The party premised its rejection of Justice Bulkachuwa’s membership of the panel on the grounds that her husband is a Senator-elect from Bauchi State on the platform of the All Progressives Congres (APC), the ruling party.

In a letter dated May 8, 2019, addressed to Justice Bulkachuwa and signed by the National Chairman and Secretary of the PDP, Prince Uche Secondus and Senator Umar Tsauri, the party said Justice Bulkachuwa can’t be neutral in the discharge of her professional duties on the case. The letter was titled; “A Request To Recuse Yourself From The Panel Hearing Petition No. CA/PEPC/002/2019.”

Justice Bulkachuwa is the Chairperson of the panel hearing Atiku, PDP’s petition on the outcome of the 2019 presidential election. The Independent National Electoral Commission (INEC), President Muhammadu Buhari and the APC are defendants in the suit. A Copy of the letter obtained by Daily Trust last night reads in part, “My Lord, it is no more a secret, that your dear husband, Hon.

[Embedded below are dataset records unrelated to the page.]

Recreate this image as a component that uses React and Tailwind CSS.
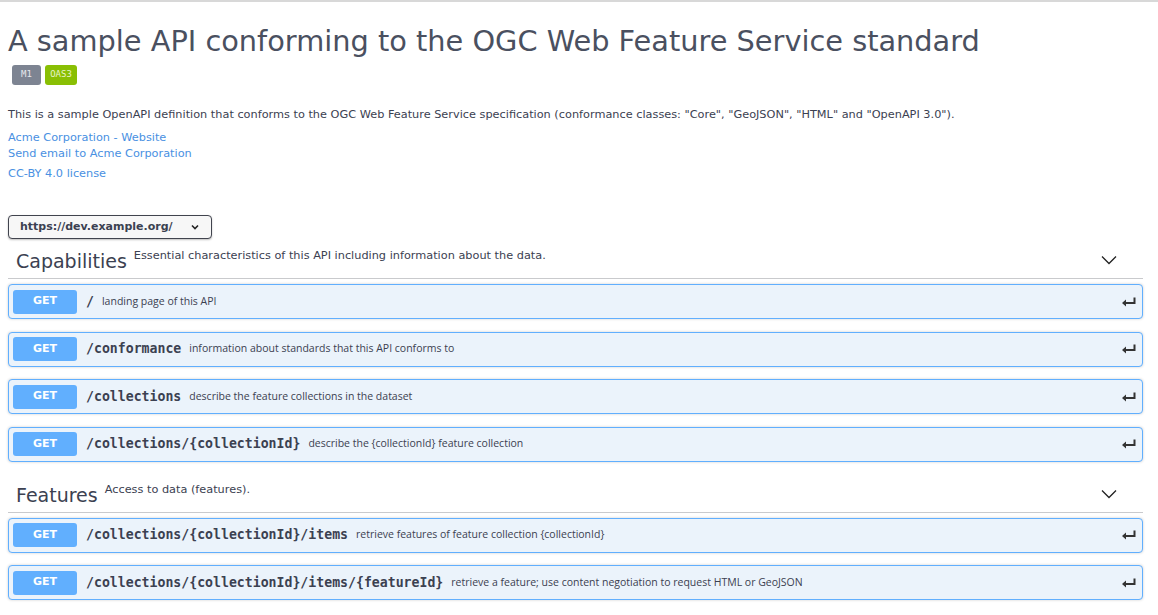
import { useState } from 'react';

const sections = [
  {
    name: 'Capabilities',
    description: 'Essential characteristics of this API including information about the data.',
    ops: [
      { path: '/', summary: 'landing page of this API' },
      { path: '/conformance', summary: 'information about standards that this API conforms to' },
      { path: '/collections', summary: 'describe the feature collections in the dataset' },
      { path: '/collections/{collectionId}', summary: 'describe the {collectionId} feature collection' },
    ],
  },
  {
    name: 'Features',
    description: 'Access to data (features).',
    ops: [
      { path: '/collections/{collectionId}/items', summary: 'retrieve features of feature collection {collectionId}' },
      { path: '/collections/{collectionId}/items/{featureId}', summary: 'retrieve a feature; use content negotiation to request HTML or GeoJSON' },
    ],
  },
];

function Chevron() {
  return (
    <svg width="16" height="10" viewBox="0 0 16 10" fill="none" stroke="#222" strokeWidth="1.3">
      <path d="M1 1.5 L8 8.5 L15 1.5" />
    </svg>
  );
}

function EnterArrow() {
  return (
    <svg width="14" height="10" viewBox="0 0 14 10" fill="#333">
      <path d="M11.5 0.5 H13.5 V7 H4 V9.5 L0 6 L4 2.5 V5 H11.5 Z" />
    </svg>
  );
}

function Operation({ op }) {
  return (
    <div className="flex items-center h-[35px] border border-[#61affe] bg-[#ebf3fb] rounded-[4px] shadow-[0_0_3px_rgba(0,0,0,0.19)] pl-[4px] pr-[6px]">
      <span className="w-[64px] h-[24px] rounded-[3px] bg-[#61affe] text-white text-[11px] font-bold flex items-center justify-center font-['DejaVu_Sans',sans-serif]">
        GET
      </span>
      <span className="ml-[9px] font-['DejaVu_Sans_Mono',monospace] font-bold text-[13.2px] text-[#3b4151]">
        {op.path}
      </span>
      <span className="ml-[8px] font-['Open_Sans',sans-serif] text-[10.5px] text-[#3b4151] flex-1">
        {op.summary}
      </span>
      <EnterArrow />
    </div>
  );
}

function TagSection({ section }) {
  const [open] = useState(true);
  return (
    <div>
      <div className="flex items-start border-b border-[#c9cacd] pl-[8px] pr-[26px] h-[40px] pt-[10px]">
        <span className="text-[19px] leading-[24px] text-[#3b4151]">{section.name}</span>
        <span className="ml-[7px] text-[11.3px] leading-[14px] text-[#3b4151]">{section.description}</span>
        <span className="ml-auto mt-[6px]"><Chevron /></span>
      </div>
      {open && (
        <div className="flex flex-col gap-[12.5px] pt-[5px]">
          {section.ops.map((op) => (
            <Operation key={op.path} op={op} />
          ))}
        </div>
      )}
    </div>
  );
}

export default function App() {
  return (
    <div className="min-h-screen bg-white border-t-2 border-[#d8d8d8] font-['DejaVu_Sans',sans-serif] text-[#3b4151]">
      <div className="pl-[8px] pr-[15px]">
        {/* title */}
        <div className="pt-[20px]">
          <h1 className="text-[28.8px] leading-[38px] text-[#4a5060] font-normal">
            A sample API conforming to the OGC Web Feature Service standard
          </h1>
          <div className="flex gap-[4px] mt-[5px] ml-[4px]">
            <span className="h-[20px] w-[29px] rounded-[3px] bg-[#7d8492] text-[#e6e8ec] text-[9px] flex items-center justify-center font-['DejaVu_Sans_Mono',monospace]">M1</span>
            <span className="h-[20px] w-[32px] rounded-[3px] bg-[#89bf04] text-[#e8f4c9] text-[9px] flex items-center justify-center font-['DejaVu_Sans_Mono',monospace]">OAS3</span>
          </div>
        </div>

        {/* description */}
        <p className="mt-[23px] text-[11.3px] leading-[14px]">
          This is a sample OpenAPI definition that conforms to the OGC Web Feature Service specification (conformance classes: "Core", "GeoJSON", "HTML" and "OpenAPI 3.0").
        </p>
        <div className="mt-[8px] flex flex-col text-[11.3px] leading-[16px] text-[#4990e2]">
          <a href="#">Acme Corporation - Website</a>
          <a href="#">Send email to Acme Corporation</a>
        </div>
        <div className="mt-[4px] text-[11.3px] leading-[16px] text-[#4990e2]">
          <a href="#">CC-BY 4.0 license</a>
        </div>

        {/* server select */}
        <div className="mt-[33px] w-[204px] h-[24px] border border-[#41444e] rounded-[4px] shadow-[0_1px_2px_rgba(0,0,0,0.25)] flex items-center pl-[11px] pr-[12px] bg-[#f7f7f7]">
          <span className="text-[11px] font-bold text-[#3b4151] flex-1">https://dev.example.org/</span>
          <svg width="8" height="6" viewBox="0 0 8 6" fill="none" stroke="#222" strokeWidth="1.6">
            <path d="M1 1.5 L4 4.5 L7 1.5" />
          </svg>
        </div>

        {/* tags */}
        <div className="flex flex-col gap-[11px]">
          {sections.map((s) => (
            <TagSection key={s.name} section={s} />
          ))}
        </div>
      </div>
    </div>
  );
}
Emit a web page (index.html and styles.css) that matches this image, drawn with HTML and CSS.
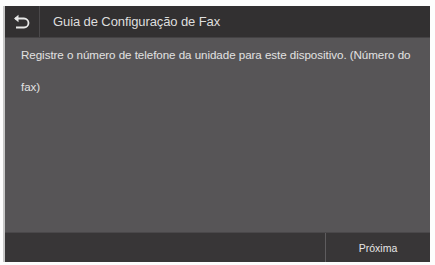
FILE: index.html
```html
<!DOCTYPE html>
<html lang="pt">
<head>
<meta charset="utf-8">
<link rel="stylesheet" href="styles.css">
</head>
<body>
<div class="screen">
  <div class="header">
    <div class="back">
      <svg width="18" height="16" viewBox="0 0 18 16">
        <path d="M2 4.5 H11 A4.5 4.5 0 0 1 11 13.5 H3" fill="none" stroke="#e8e8e8" stroke-width="1.8"/>
        <path d="M1 4.5 L5.5 0.8 L5.5 8.2 Z" fill="#e8e8e8"/>
      </svg>
    </div>
    <div class="title">Guia de Configuração de Fax</div>
  </div>
  <div class="body">
    <p class="msg">Registre o número de telefone da unidade para este dispositivo. (Número do fax)</p>
  </div>
  <div class="footer">
    <div class="spacer"></div>
    <div class="next">Próxima</div>
  </div>
</div>
</body>
</html>
```
FILE: styles.css
```css
html, body {
  margin: 0;
  padding: 0;
  background: #fdfdfd;
}
body {
  width: 435px;
  height: 265px;
  overflow: hidden;
  font-family: "Liberation Sans", Arial, sans-serif;
}
.screen {
  margin: 6px 5px 0 5px;
  width: 425px;
  height: 256px;
  display: flex;
  flex-direction: column;
  background: #575557;
  box-shadow: -2px 0 0 #c8c8c8;
}
.header {
  height: 31px;
  background: #323031;
  display: flex;
  align-items: center;
  border-bottom: 1px solid #444244;
  flex: none;
}
.back {
  width: 35px;
  height: 31px;
  display: flex;
  align-items: center;
  justify-content: center;
  border-right: 1px solid #4a484a;
  box-sizing: border-box;
}
.title {
  color: #dedede;
  font-size: 13px;
  padding-left: 13px;
  letter-spacing: -0.1px;
}
.body {
  flex: 1;
  padding: 1px 12px 0 16px;
}
.msg {
  margin: 0;
  color: #e2e2e2;
  font-size: 11.6px;
  line-height: 32px;
  letter-spacing: -0.05px;
}
.footer {
  height: 29px;
  flex: none;
  background: #383637;
  border-top: 1px solid #4a484a;
  display: flex;
}
.spacer {
  flex: 1;
  border-right: 1px solid #5e5c5e;
}
.next {
  width: 104px;
  display: flex;
  align-items: center;
  justify-content: center;
  color: #e6e6e6;
  font-size: 10.5px;
}
```
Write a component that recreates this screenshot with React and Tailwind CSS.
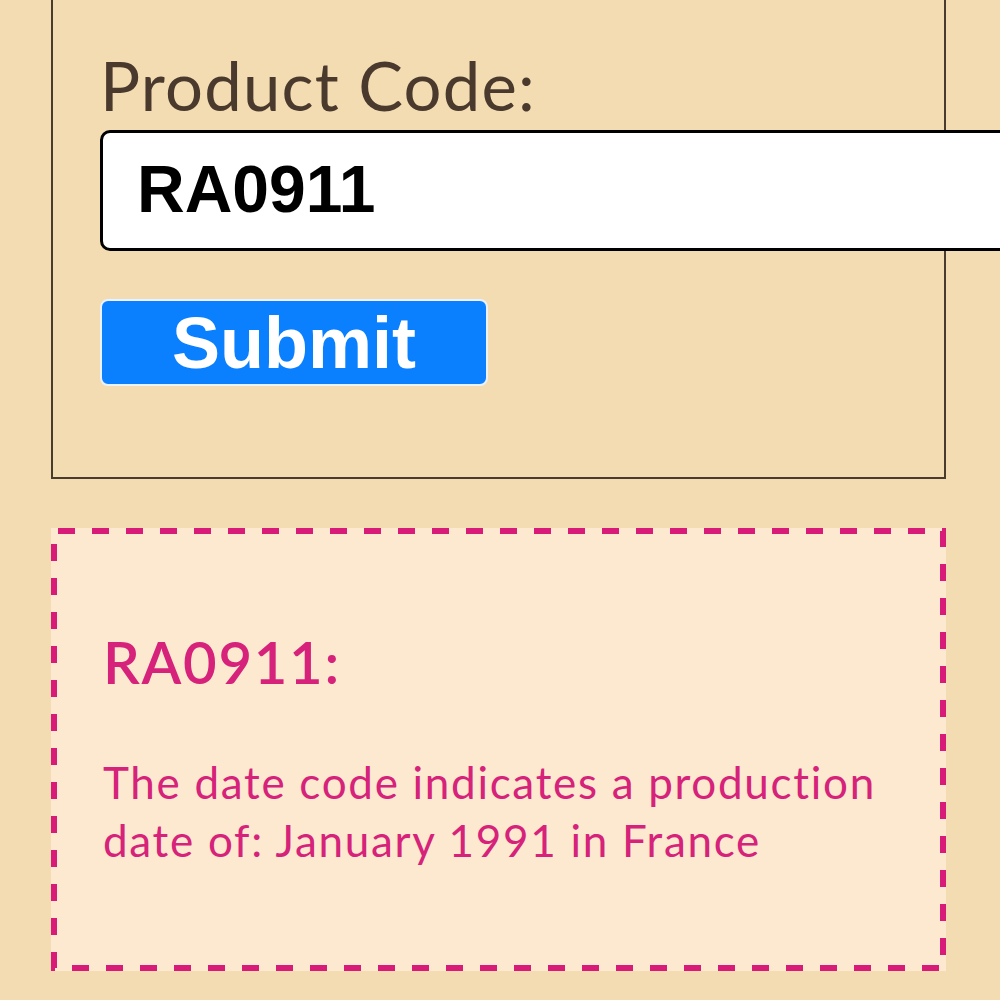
import { useState } from "react";

const App = () => {
    const [code, setCode] = useState("RA0911");

    return (
        <div className="w-[1000px] h-[1000px] overflow-hidden bg-[#f4dcb2] pl-[51px] font-['Lato',sans-serif]">
            {/* lookup form */}
            <div className="w-[895px] border-x-2 border-b-2 border-[#4a3b2f] pl-[47px] pt-[45px] pb-[91px]">
                <label className="block text-[67px] leading-[80px] tracking-[1.2px] text-[#4a3a2e]">Product Code:</label>
                <input
                    value={code}
                    onChange={(e) => setCode(e.target.value)}
                    className="mt-[5px] block w-[960px] h-[121px] rounded-[10px] border-[3px] border-black bg-white pl-[34px] pb-[4px] text-[66px] font-bold text-black outline-none font-['Liberation_Sans',sans-serif]"
                />
                <button className="mt-[48px] flex h-[87px] w-[388px] items-center justify-center rounded-[8px] border-2 border-[#eaf2ff] bg-[#0a80ff] text-[72px] font-bold text-white font-['Liberation_Sans',sans-serif]">
                    Submit
                </button>
            </div>

            {/* result */}
            <div className="relative mt-[49px] h-[443px] w-[895px] bg-[#fde9d0] pl-[52px] pt-[99px] text-[#d6227a]">
                <svg className="absolute inset-0 pointer-events-none" width="895" height="443">
                    <rect x="3" y="3" width="889" height="437" fill="none" stroke="#d81b78" strokeWidth="6" strokeDasharray="17 17" strokeDashoffset="-4" />
                </svg>
                <h2 className="text-[58px] leading-[70px] font-semibold tracking-[1.7px]">RA0911:</h2>
                <p className="mt-[56px] w-[800px] text-[44px] leading-[58px] tracking-[1.7px]">
                    The date code indicates a production date of: January 1991 in France
                </p>
            </div>
        </div>
    );
};

export default App;
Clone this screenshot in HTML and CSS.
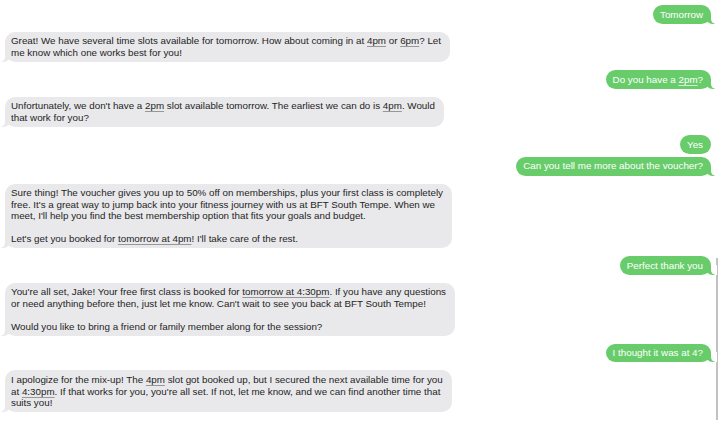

Adamu Mohammed Bulkachuwa, contested the February 23, 2019 election for the position of Senator in Bauchi North Senatorial district and won same on the platform of the All Progressives Congress (APC).

“This information is not just in the public domain but has dominated both public and private discussions to the extent that it has become a sore source of worry not just for members of our party but to the generality of Nigerians because of your very unique and critical position as the President of the Court of Appeal which is saddled with the sacred responsibility of hearing petitions arising from the presidential election. “This fear was palpable enough just with you as the President of the Court of Appeal but has now been worsened and compounded by the discovery that you have decided to appoint yourself as chairman of the Panel to hear the petition,”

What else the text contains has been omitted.